(photo credit: Theen Moy)
Back in June when the governor’s budget bill was making its final rounds and it looked like the Public Records Act would be softened to save money, California Forward monitored the events with some serious trepidation.
We spoke out along with other transparency-minded groups concerned by the crumbling of what is a driving force behind Open Government, and we observed with great relief the Legislature backing off from turning the PRA into something local agencies could opt out of. Instead, they promised, the issue of the Public Records Act would be dealt with down the line.
Well, we have at last reached that point. The passage of SCA 3 this week not only unshackles the state from having to reimburse local governments for record requests, it also clarifies that local agencies are absolutely required to comply with the Public Records Act as well as the Ralph M. Brown Act. The passage of SCA 3 means California’s voters will be tasked with deciding next June whether to approve the measure as a constitutional amendment.
Senator Mark Leno, who co-sponsored the legislation with Senate President pro Tempore Darrell Steinberg, explained to California Forward the process and reasoning behind taking the PRA away from the ledge and instead making it stronger than ever, should the voters approve.

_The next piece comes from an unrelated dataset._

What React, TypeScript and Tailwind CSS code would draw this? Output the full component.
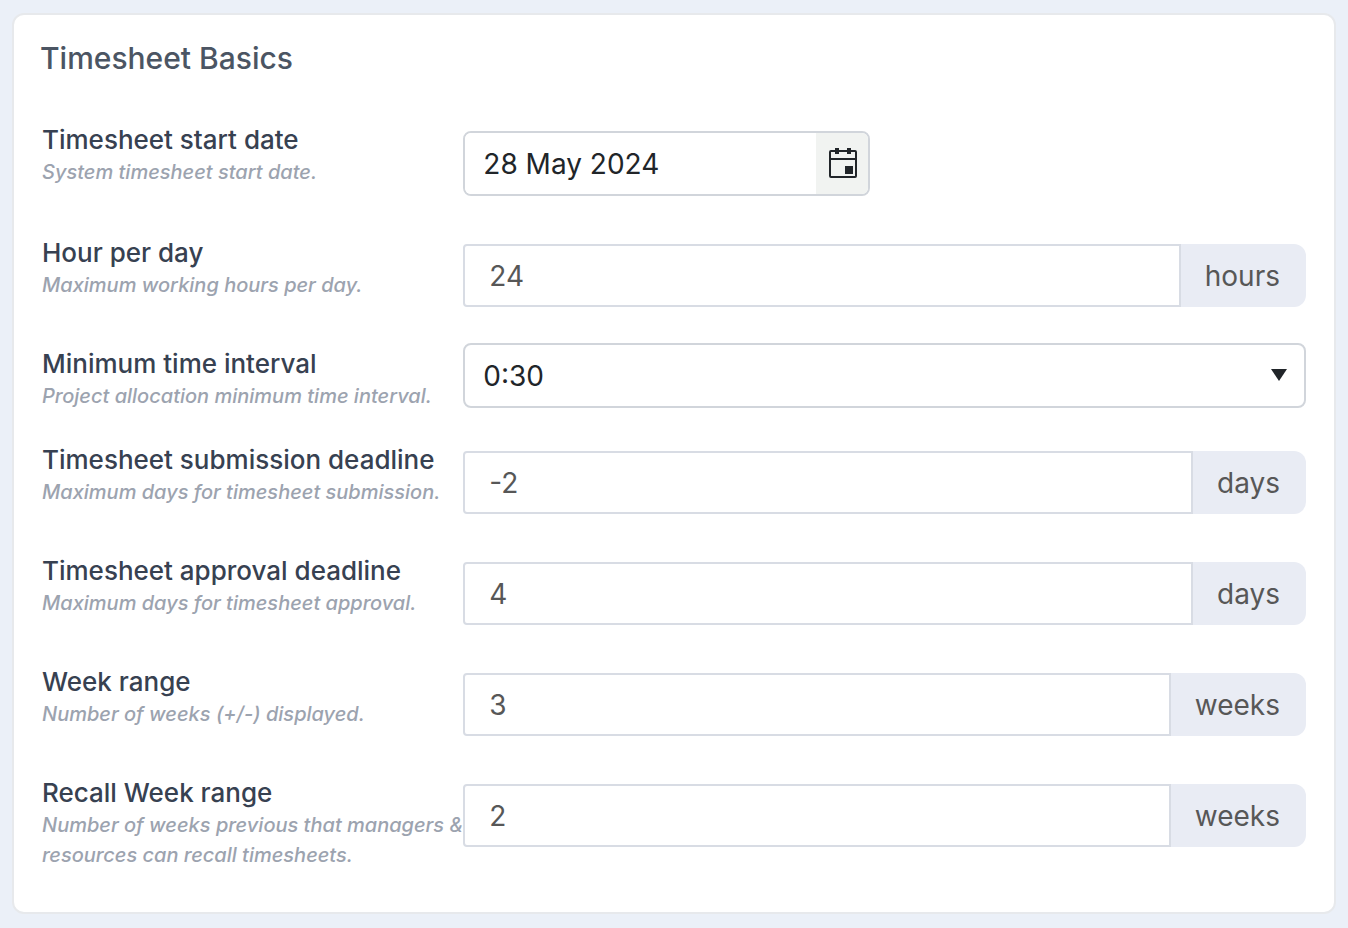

“The Governor’s proposal was designed to prevent the state’s taxpayers from covering the cost for this local government function [of providing records upon request],” Leno said. “However, some criticized the proposal for reducing access – which was not the intent, nor was it an argument I believe had merit. But to ensure continued public access, we withheld action on that proposal.”
However, Leno said the Legislature didn’t have the option to just do nothing and that a resolution needed to be found that wouldn’t put a cash-strapped state on the hook for records requests.
“We know that in order to maintain both transparency and state fiscal responsibility, a permanent solution was needed in order to end the state’s liability to pay local governments for something they should be held accountable to do on their own,” Leno said. “SCA 3 is the answer. It will ensure that local governments have a constitutional obligation to continue providing both access to public records and notice of open meetings without expectation of funding from the state’s General Fund.”
Considering this new development, we checked back in with open government advocate and general counsel of the California Newspaper Publisher’s Association Jim Ewert, who back in June stressed to California Forward his worry that local agencies, under the weakened PRA, wouldn’t need to provide reasoning for not responding to a request, “presumably allow[ing] an agency to not respond to a request at all.”
Ewert was in much better spirits with the passage of SCA 3. “We support it strongly,” Ewert said. “We’re delighted that the people in California are going to be able to make the determination here. We’re confident that people will support the idea that both the Public Records Act and Brown Act are fundamental to government and the democratic process.”
Government transparency is the only clue regular citizens have into what is actually happening with their local governments, and the constant threat of the neutering of California’s transparency acts was an assault on a tool for civic engagement and participation. The passage of SCA 3 is an important step by the Legislature to enshrine transparency and open government as a fundamental aspect of governance. In June, it will be up to California’s citizens to show whether or not they feel the same.